US Health Official Says Booster Shots May Be Needed To Prevent Second Wave Of COVID-19

WASHINGTON (Pakistan Point News / Sputnik - 11th May, 2021) Those vaccinated for COVID-19 in the United States will probably need booster shots to ensure they do not recontract the virus, while antivirals must also be developed to widen immunity, US viral scientist David Kessler said on Tuesday.

"There is a probability that booster doses may be needed," Kessler, Chief Science Officer at the Department of Health and Human Services and member of the White House COVID Response Team, told a Congressional hearing when asked by US senators what was required to contain the pandemic. "To mitigate the risk of viral evolution, we also need to hasten our search for an antiviral."

US Centers for Disease Control and Prevention Director Rochelle Walensky, meanwhile, told CNBC the US government is planning for the potential need for booster shots "just in case."

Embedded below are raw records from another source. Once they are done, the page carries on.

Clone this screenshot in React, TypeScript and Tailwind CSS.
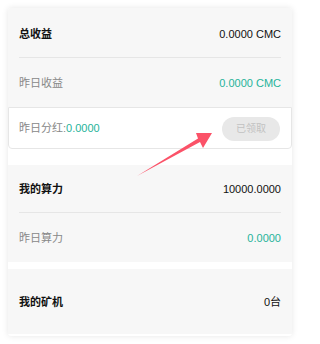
import React from "react";

const font = { fontFamily: '"Liberation Sans", "Noto Sans CJK SC", sans-serif' };

function Row({
  label,
  value,
  muted = false,
  divider = false,
  className = "h-[49px]",
}: {
  label: string;
  value: string;
  muted?: boolean;
  divider?: boolean;
  className?: string;
}) {
  return (
    <div className={`mx-[11px] flex items-center justify-between pt-[2px] ${divider ? "border-b border-[#e6e6e6]" : ""} ${className}`}>
      <span className={muted ? "text-[#888]" : "font-bold text-[#111]"}>{label}</span>
      <span className={muted ? "text-[#26b39a]" : "text-[#111]"}>{value}</span>
    </div>
  );
}

export default function App() {
  return (
    <div className="relative min-h-[344px] w-[300px] bg-white pt-[8px] text-[11px]" style={font}>
      <div className="mx-[8px] flex flex-col overflow-hidden rounded-[3px] bg-white shadow-[0_0_6px_rgba(0,0,0,0.1)]">
        <div className="bg-[#f7f7f7] pt-[1px]">
          <Row label="总收益" value="0.0000 CMC" divider />
          <Row label="昨日收益" value="0.0000 CMC" muted />
        </div>

        <div className="flex h-[42px] items-center justify-between rounded-b-[4px] border border-[#e6e6e6] bg-white pl-[10px] pr-[11px] pt-[1px]">
          <span className="text-[#888]">
            昨日分红:<span className="text-[#26b39a]">0.0000</span>
          </span>
          <button className="flex h-[24px] w-[58px] items-center justify-center rounded-full bg-[#e8e8e8] text-[10px] text-[#c2c2c2]">
            已领取
          </button>
        </div>

        <div className="mt-[16px] bg-[#f7f7f7]">
          <Row label="我的算力" value="10000.0000" divider className="h-[48px]" />
          <Row label="昨日算力" value="0.0000" muted />
        </div>

        <div className="mt-[7px] mb-[2px] bg-[#f7f7f7]">
          <Row label="我的矿机" value="0台" className="h-[65px]" />
        </div>
      </div>

      {/* annotation arrow */}
      <svg className="pointer-events-none absolute left-0 top-0" width="300" height="344" viewBox="0 0 300 344">
        <polygon points="137,176 198,138.5 196,133 212,133 203,148 200,142" fill="#fb5268" />
      </svg>
    </div>
  );
}
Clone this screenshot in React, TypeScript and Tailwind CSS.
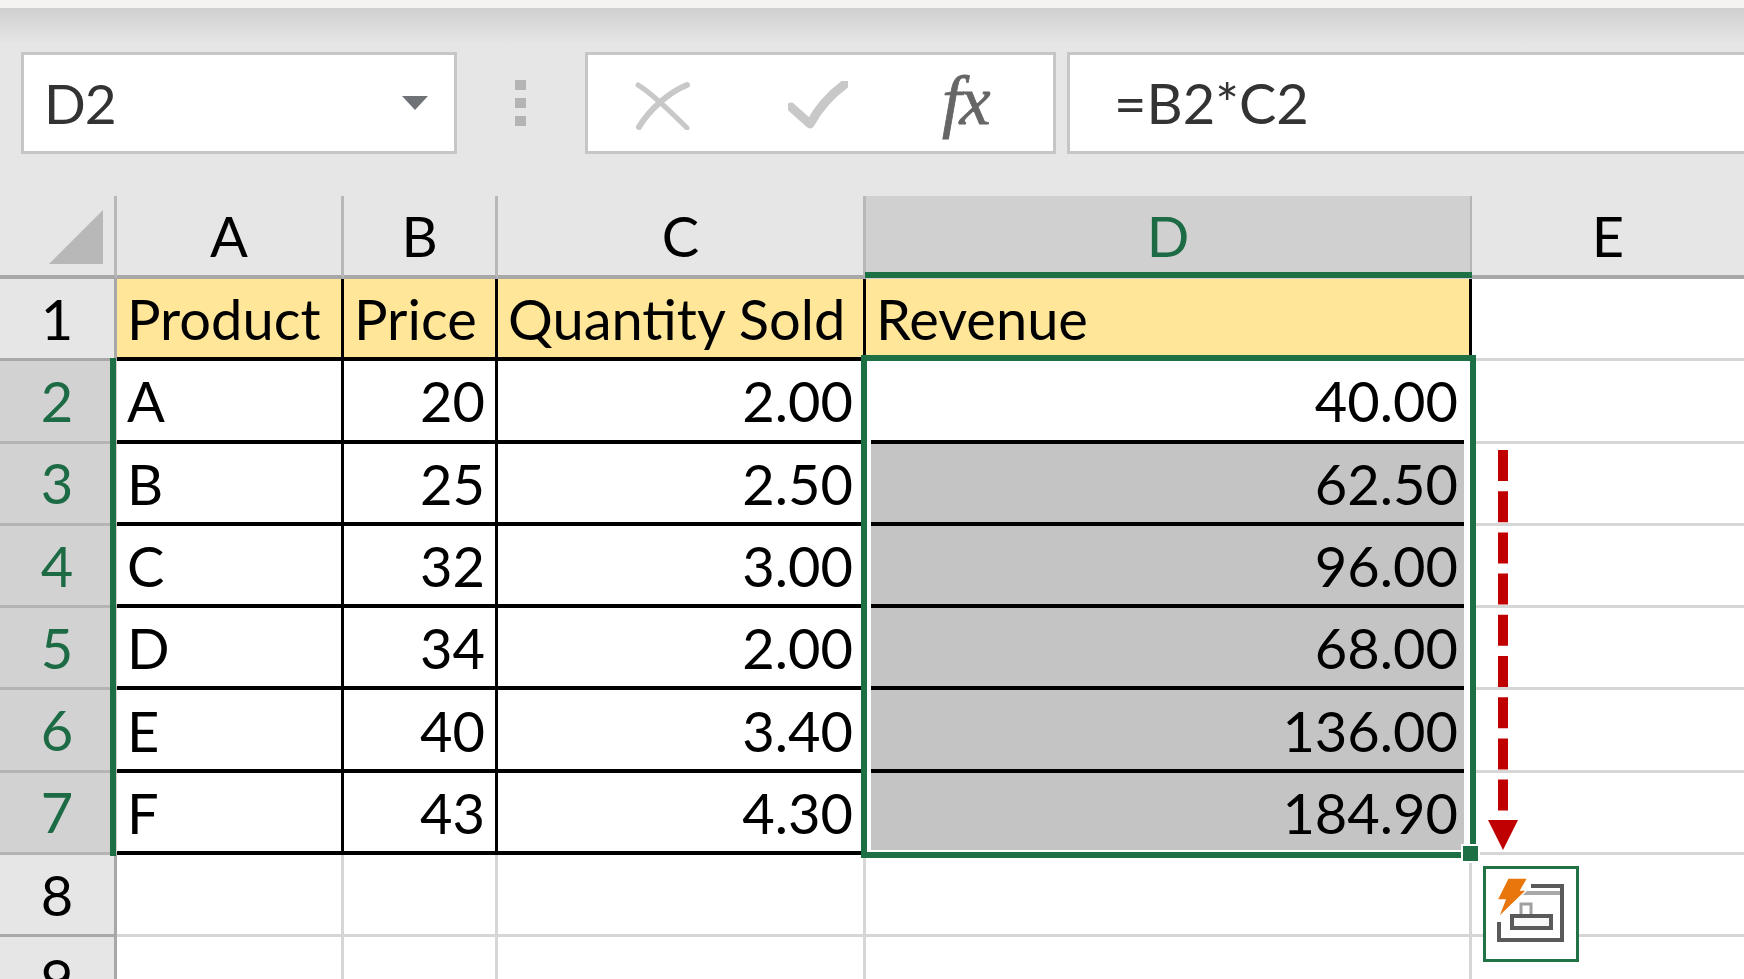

It is still unclear if booster shots will be necessary to manage future variants of COVID, with new strains of the virus since the fall of last year causing fresh major outbreaks in Britain, Brazil and, most lately, India.

The United States has administered 262 million doses of coronavirus vaccines so far, fully immunizing 116 million Americans or 35.2 percent of the population. President Joe Biden has set a personal target of vaccinating 70 percent of adult Americans by the Fourth of July Independence Day holiday.

Kessler said if booster shots were needed, they would be administered free to Americans, just like the first round of COVID-19 vaccines.

"We do have the funds to purchase the next round and to assure if there are boosters that they are free just as the last round," he told the senators at Tuesday's hearing. "People who are immunosuppressed, who do not mount an immune response for a number of reasons or choose not to be vaccinated, will continue to be vulnerable and we need options for them. The antibody treatments are one approach but a simple oral antiviral can add to our armamentarium to bring this epidemic under control."

Vaccine developer Pfizer said last month that it could have before the end of next year the first oral antiviral drug to treat COVID at the first sign of illness.

The drug is part of a class of medicines called protease inhibitors and works by inhibiting an enzyme that the virus needs to replicate in human cells, Pfizer Chief Executive Albert Bourla said.